When asked about his designs, Johnstone said a boat is a thing that water needs to get around. “For me, it’s easy,” he once said. “I’ve always figured that out from my experience sailing.”

Jack Hargrave
When Willis Slane wanted to build a fiberglass boat to tackle North Carolina’s rough offshore waters, he turned to designer Jack Hargrave, who had gotten his start working for John Rybovich. Hargrave drew what became the first-ever Hatteras yacht: the 41-foot Knit Wits. It became the first production boat bigger than 30 feet to be built in fiberglass—proof that the material made sense for production boatbuilding.

In the 1950s, Hargrave had already made a name for himself in the bigger-boat world by designing the 90-foot Burger Seven Seas. Hargrave’s own company became known as the top U.S. yacht design firm, working with multiple builders. Today, it lives on as Hargrave Custom Yachts, and Hargrave is remembered as “the man who put America on the water.”
His vessels embodied the idea that good looks mattered as much as good performance, a belief he summarized by saying, “If both gals can cook, why not marry the pretty one?”

John H. Deknatel
John Deknatel joined Philip L. Rhodes’ naval architecture firm after studying at the Harvard School of Design. He went to work for Ray Hunt in 1963, assumed leadership of the firm in 1969 and spent more than half a century perfecting C. Raymond Hunt’s deep-V hull shape, a job he continues to do today.

As Deknatel explained to Soundings in 2012, boats like the Bertram 31, which premiered in 1961 and used Hunt’s deep-V, were known as great rough-water boats, but modern deep-V boats are optimized for specific missions. “Is it going to be a 25-knot working pilot boat that is active 24 hours a day year-round or a 35-knot pleasure boat that is going to run 25 knots most of the time?” he said.
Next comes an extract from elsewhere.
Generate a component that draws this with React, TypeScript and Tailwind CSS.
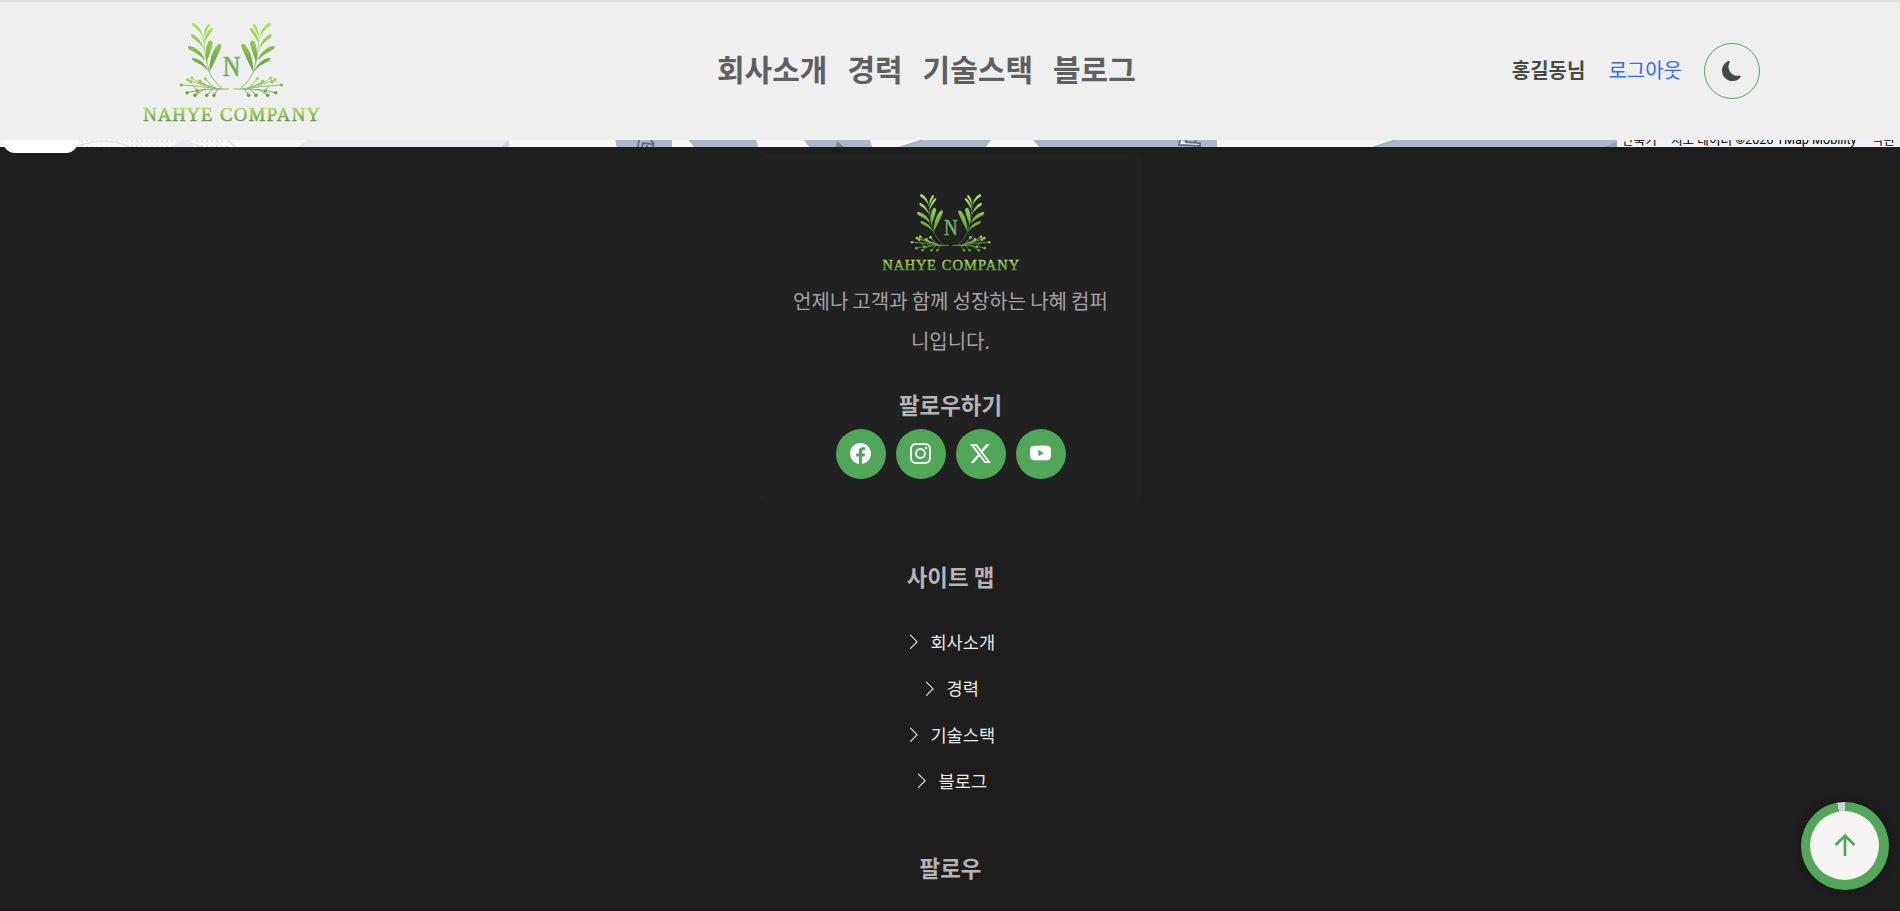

Knowing how to tweak the hull shape for the purpose has made Deknatel beloved among boaters of all kinds.
His influence can be seen in many designs today, including powerboats often described as Down East cruisers. One of those is the Eastbay 38, which premiered in 1993, and is the boat Deknatel has said he’s most proud of in his career.

Michael Peters
Since the early 1970s, Michael Peters and his firm have designed more than 500 boats, working with brands such as Azimut, Bertram, Chris-Craft, Hinckley, CL Yachts and Valhalla Boatworks.
Don Aronow was one of Peters’ early clients. Peters is known for advancing the stepped hull concept, which was first invented by Englishman Rev. Ramus in 1872 and uses notched indentations to break up the boat’s bottom surface.

When executed correctly, stepped hulls reduce wetted surface and drag by mixing some of the water that flows under the bottom with air, to create pressure points that provide more lift and regulate the trim angle. The idea is to achieve performance that other boats can’t match.
As Peters told Soundings in 2011: “Zodiac builds an 11-meter RIB to our design, and they took one of them on a 10-day, 1,700-mile excursion through the Northwest Passage. They averaged 30 knots threading though icebergs, often in very rough water, while crossing the north shore of Canada, and never spun the boat out.”

The stepped hull is a favorite for offshore center consoles and with the U.S. military. Peters used it in designs for the Navy Seals, who embody the idea of go-anywhere, do-anything capability.
Ted Hood
Ted Hood won the America’s Cup in 1974 as skipper of Courageous, earned a reputation for designing and building fast boats, and made sails, creating one of the most trusted names in sailmaking.

As the Herreshoff Marine Museum noted during his induction into the America’s Cup Hall of Fame, Hood produced “spectacularly successful spinnakers for the early America’s Cup 12-Meter yachts. Then, his mainsails and jibs became the standard, made from state-of-the-art Dacron fabrics developed by Hood Yacht Systems.”
The man also knew how to make and repair boats that people loved. He went on to create the Ted Hood Marine Complex in Rhode Island, where he offered service and repairs. And he founded Little Harbor Marine, which built Whisperjet boats. They were Down East-style express cruisers that paired his love of fast cruising with traditional styling.

Hinckley Yachts eventually bought Little Harbor, after which Hood founded Ted Hood Yachts to build Coastal Explorers and Expedition designs.
Tom Fexas
Attendees at the 1978 Fort Lauderdale International Boat Show got an eyeful with Tom Fexas’ Midnight Lace 44. It had a long, slim, black hull that stood out amid the bulky white cabin cruisers that dominated the marketplace. Cheoy Lee put a fiberglass version of Midnight Lace into production, and today, several dozen of the boats are considered collector’s items.

His success with Midnight Lace allowed Fexas to build a career that packed all kinds of boats into his portfolio, including mega-yachts, sportfishermen and trawlers from 17 to 200 feet long. He was never into sailing—he called those vessels “blow boats”—and, as a columnist for our sister magazine Power & Motoryacht, he enjoyed taking a poke at boaters who preferred to hoist sails.
Fexas designed boats that were built by Palmer & Johnson, Grand Banks, Abeking & Rasmussen and Cheoy Lee, but Midnight Lace also made him popular with European clients, which caused some to credit him with creating a retro motoryacht style that others referred to as the Italian Style.

Always, Fexas rejected boats that he felt looked like white blobs. He aimed for impactful style, something many boat designers still strive to achieve as well as he did.